The plaintiff was a flight attendant who worked with Ryanair. In February 2018 at 9.30am, she was on an aircraft which was departing Dublin and bound for Warsaw. The plane had previously flown to and from Birmingham that morning with the same crew.

It was a cold, breezy day in Dublin and the temperature was around the freezing point. At 4.35am, the airport staff had carried out a de-icing operation on the plane. The plane beside the Ryanair aircraft was de-iced at 5.25am.

As the plane took off for Warsaw, the plaintiff was seated at the front of the plane in the rear-facing “jump seats”. The plaintiff got out of her seat when the pilot gave the “release” signal to tend to the passengers. The plaintiff moved from a mat to a vinyl surface which was nine inches wide.

As she placed her foot on the vinyl surface, she slipped and fell to the ground. She struck her right arm violently and suffered a displaced spiral fracture. The plaintiff issued personal injuries proceedings against Ryanair, alleging that she had fallen due to de-icing fluid on the vinyl surface.

It was established that three other incidents involving slips on de-icing fluid had occurred between December 2017 and January 2018. On the day after the plaintiff’s accident, an advisory notice was issued to staff reminding them to be vigilant for the presence of de-icing fluid tracked onto the plane by passengers and staff. A similar notice had been sent the previous winter.

While the plaintiff accepted that nothing could be seen on the floor after the accident, she insisted that there was no water and the only other thing that could be tracked onto the plane by passengers was de-icing fluid.

The plaintiff’s expert outlined that de-icing fluid was 75 per cent water and 25 per cent propylene glycol. When dried out, it left a greasy film on a surface. The expert noted that Ryanair’s risk assessments did not address the risk of de-icing fluid being brought on the plane.

During cross-examination, counsel for Ryanair attempted to ask questions about daa operating a clean-up procedure for the de-icing fluid. However, this was objected to by the plaintiff’s counsel. The trial judge agreed that this was not a matter that had been properly pleaded.

The defendant argued that it would have to amend its defence, which the plaintiff objected to on the grounds that the trial would have to be adjourned and new parties would have to be joined. The judge refused to allow the line of questioning and directed the trial to proceed.

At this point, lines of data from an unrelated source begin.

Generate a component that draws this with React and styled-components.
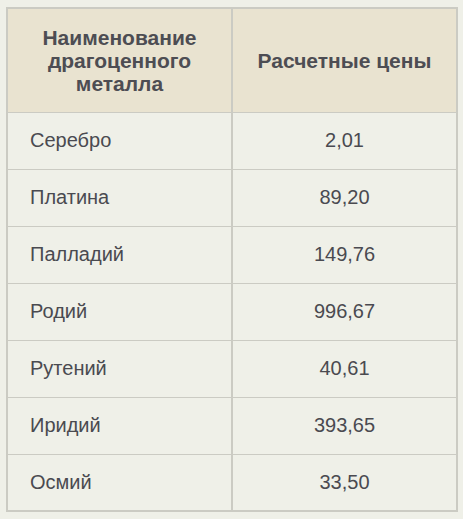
import React from 'react';
import styled, { createGlobalStyle } from 'styled-components';

const GlobalStyle = createGlobalStyle`
  html, body {
    margin: 0;
    padding: 0;
    background: #eff0e8;
  }
  body {
    font-family: "Liberation Sans", Arial, sans-serif;
  }
`;

const Page = styled.div`
  padding: 7px 5px 7px 6px;
`;

const Table = styled.table`
  width: 452px;
  border-collapse: collapse;
  border: 2px solid #cbcbc3;
  background: #eff0e8;
  table-layout: fixed;
`;

const HeadCell = styled.th`
  background: #e9e3d0;
  color: #4d4d53;
  font-size: 21px;
  font-weight: bold;
  line-height: 23px;
  text-align: center;
  height: 104px;
  padding: 0 12px;
  box-sizing: border-box;
  border-right: 2px solid #cbcbc3;
  border-bottom: 1px solid #cbcbc3;

  &:last-child {
    border-right: none;
  }
`;

const Cell = styled.td`
  color: #4a4a50;
  font-size: 20px;
  height: 57px;
  box-sizing: border-box;
  padding: 0 22px;
  text-align: ${(p) => (p.$align === 'center' ? 'center' : 'left')};
  border-right: 2px solid #cbcbc3;
  border-bottom: 1px solid #cbcbc3;

  &:last-child {
    border-right: none;
  }
`;

const rows = [
  ['Серебро', '2,01'],
  ['Платина', '89,20'],
  ['Палладий', '149,76'],
  ['Родий', '996,67'],
  ['Рутений', '40,61'],
  ['Иридий', '393,65'],
  ['Осмий', '33,50'],
];

export default function App() {
  return (
    <Page>
      <GlobalStyle />
      <Table>
        <thead>
          <tr>
            <HeadCell>Наименование драгоценного металла</HeadCell>
            <HeadCell>Расчетные цены</HeadCell>
          </tr>
        </thead>
        <tbody>
          {rows.map(([name, price]) => (
            <tr key={name}>
              <Cell>{name}</Cell>
              <Cell $align="center">{price}</Cell>
            </tr>
          ))}
        </tbody>
      </Table>
    </Page>
  );
}
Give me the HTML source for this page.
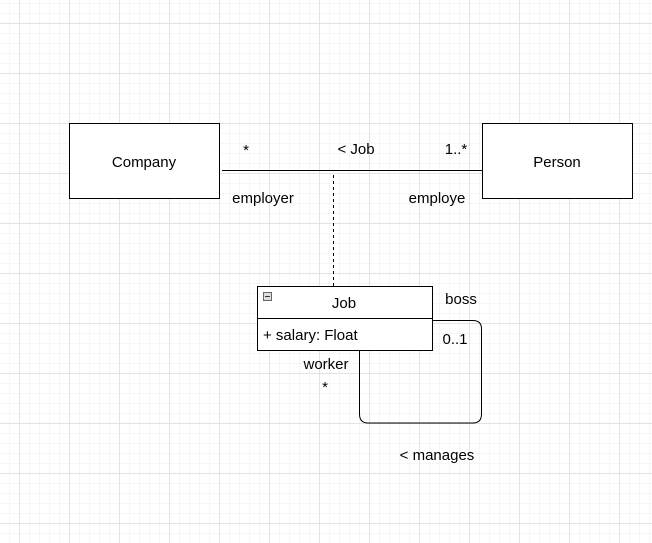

The defendant went on to lead evidence that the de-icing fluid would evaporate and dry into a powder within an hour.

The High Court found in favour of the plaintiff and awarded €70,000 in general damages and €24,000 in special damages. The court preferred the plaintiff’s evidence that the fluid (whether a powder or liquid) created a thin greasy film on a surface and that there was a real risk of it being tracked onto a plane by passengers.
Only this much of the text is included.